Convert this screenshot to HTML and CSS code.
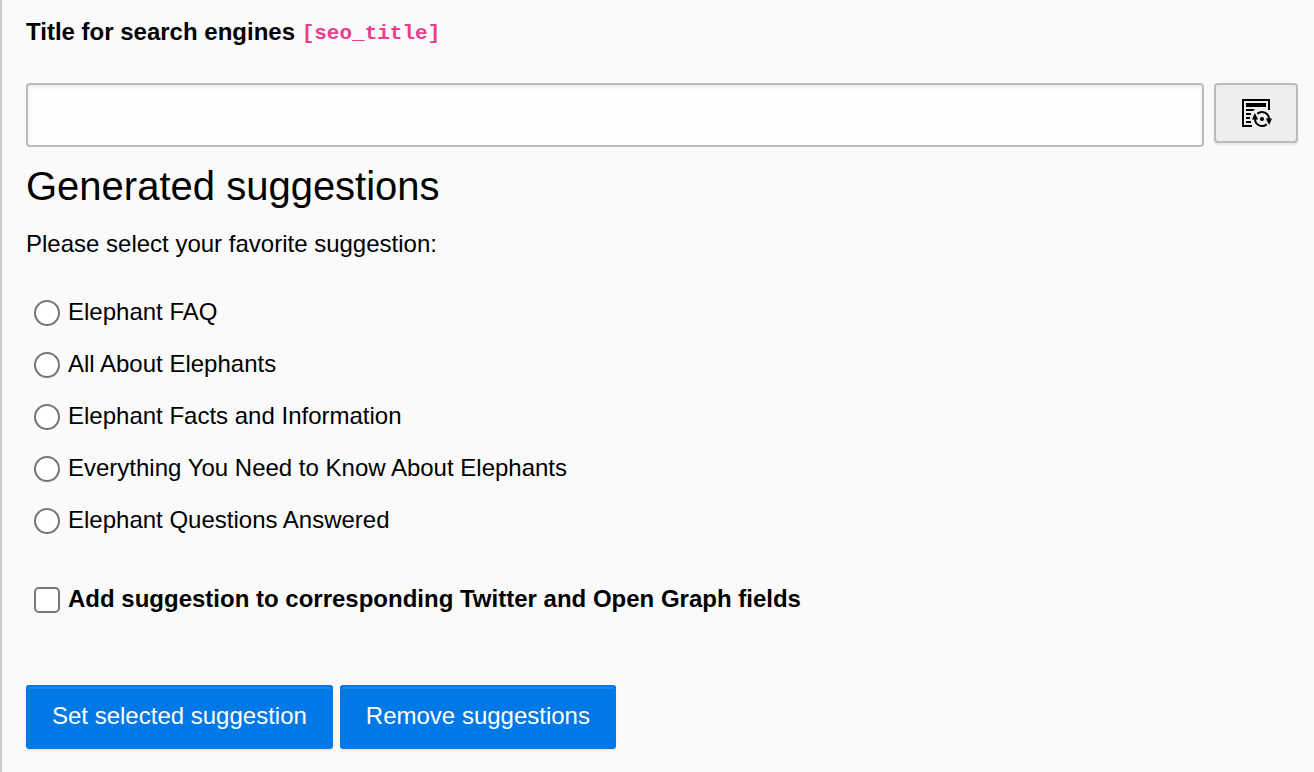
FILE: index.html
```html
<!DOCTYPE html>
<html lang="en">
<head>
<meta charset="utf-8">
<title>SEO title</title>
<link rel="stylesheet" href="styles.css">
</head>
<body>
<main class="panel">
  <label class="field-label" for="seo-title">Title for search engines <code>[seo_title]</code></label>
  <div class="field-row">
    <input class="text-input" id="seo-title" type="text">
    <button class="icon-button" type="button" aria-label="Generate suggestions">
      <svg width="32" height="32" viewBox="0 0 32 32">
        <path d="M3 30V3H29V13M2 29H12" fill="none" stroke="#000" stroke-width="2"/>
        <path d="M6 6H26V10H6ZM6 12H15L13 14H6ZM6 16H11V18H6ZM6 20H10V22H6ZM6 24H11V26H6Z"/>
        <path d="M17.3 16.8A7 7 0 0 1 29 22M26.7 27.2A7 7 0 0 1 15 22" fill="none" stroke="#000" stroke-width="2"/>
        <path d="M14.8 16L18.2 22.4H12ZM29.2 28L25.8 21.6H32Z"/>
        <circle cx="22" cy="22" r="2.1"/>
      </svg>
    </button>
  </div>
  <h2 class="heading">Generated suggestions</h2>
  <p class="intro">Please select your favorite suggestion:</p>
  <div class="options">
    <label class="option"><input class="choice" type="radio" name="s">Elephant FAQ</label>
    <label class="option"><input class="choice" type="radio" name="s">All About Elephants</label>
    <label class="option"><input class="choice" type="radio" name="s">Elephant Facts and Information</label>
    <label class="option"><input class="choice" type="radio" name="s">Everything You Need to Know About Elephants</label>
    <label class="option"><input class="choice" type="radio" name="s">Elephant Questions Answered</label>
  </div>
  <label class="option option-social"><input class="choice choice-box" type="checkbox">Add suggestion to corresponding Twitter and Open Graph fields</label>
  <div class="actions">
    <button class="button" type="button">Set selected suggestion</button>
    <button class="button" type="button">Remove suggestions</button>
  </div>
</main>
</body>
</html>
```
FILE: styles.css
```css
* { box-sizing: border-box; }
body {
  margin: 0;
  background: #fafafa;
  color: #000;
  font: 24px/36px "Liberation Sans", Arial, sans-serif;
}
.panel {
  height: 772px;
  padding: 14px 16px 0 24px;
  border-left: 2px solid #c9c9c9;
  overflow: hidden;
}
.field-label { display: block; height: 36px; font-weight: 700; }
.field-label code {
  color: #e83e8c;
  font-family: "Liberation Mono", monospace;
  font-size: 21px;
  vertical-align: 1px;
  line-height: 1;
}
.field-row {
  display: flex;
  align-items: flex-start;
  gap: 10px;
  margin-top: 33px;
}
.text-input {
  flex: 1;
  height: 64px;
  padding: 0 16px;
  border: 2px solid #bbb;
  border-radius: 4px;
  background: #fefefe;
  box-shadow: inset 0 2px 4px rgba(0, 0, 0, .075);
  font: inherit;
}
.icon-button {
  display: flex;
  align-items: center;
  justify-content: center;
  width: 84px;
  height: 60px;
  padding: 0;
  border: 2px solid #bbb;
  border-radius: 4px;
  background: #eee;
  box-shadow: 0 2px 2px rgba(0, 0, 0, .075);
}
.heading { margin: 15px 0 0; font-size: 40px; font-weight: 400; line-height: 48px; }
.intro { margin: 16px 0 0; }
.options { display: grid; gap: 16px; margin-top: 32px; }
.option { display: flex; align-items: center; gap: 8px; height: 36px; padding-left: 8px; }
.choice {
  appearance: none;
  width: 26px;
  height: 26px;
  margin: 2px 0 0;
  border: 2px solid #767676;
  border-radius: 50%;
  background: #fff;
}
.choice-box { border-radius: 5px; }
.option-social { margin-top: 43px; font-weight: 700; }
.actions { display: flex; gap: 7px; margin-top: 68px; }
.button {
  height: 64px;
  padding: 0 26px 2px;
  border: 0;
  border-radius: 4px;
  background: #0078e6;
  box-shadow: inset 0 2px 0 #0078e6, inset 2px 0 0 #0078e6, inset -2px 0 0 #0078e6, inset 0 4px 0 #1e88e9, 0 2px 2px rgba(0, 0, 0, .075);
  color: #fff;
  font: inherit;
}
```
━━━━━━
■ **PROBLEM**: Scan the material above. Copy each line that holds the word "code".

■ **FINISHED EXERCISE**:
Convert this screenshot to HTML and CSS code.
  <label class="field-label" for="seo-title">Title for search engines <code>[seo_title]</code></label>
.field-label code {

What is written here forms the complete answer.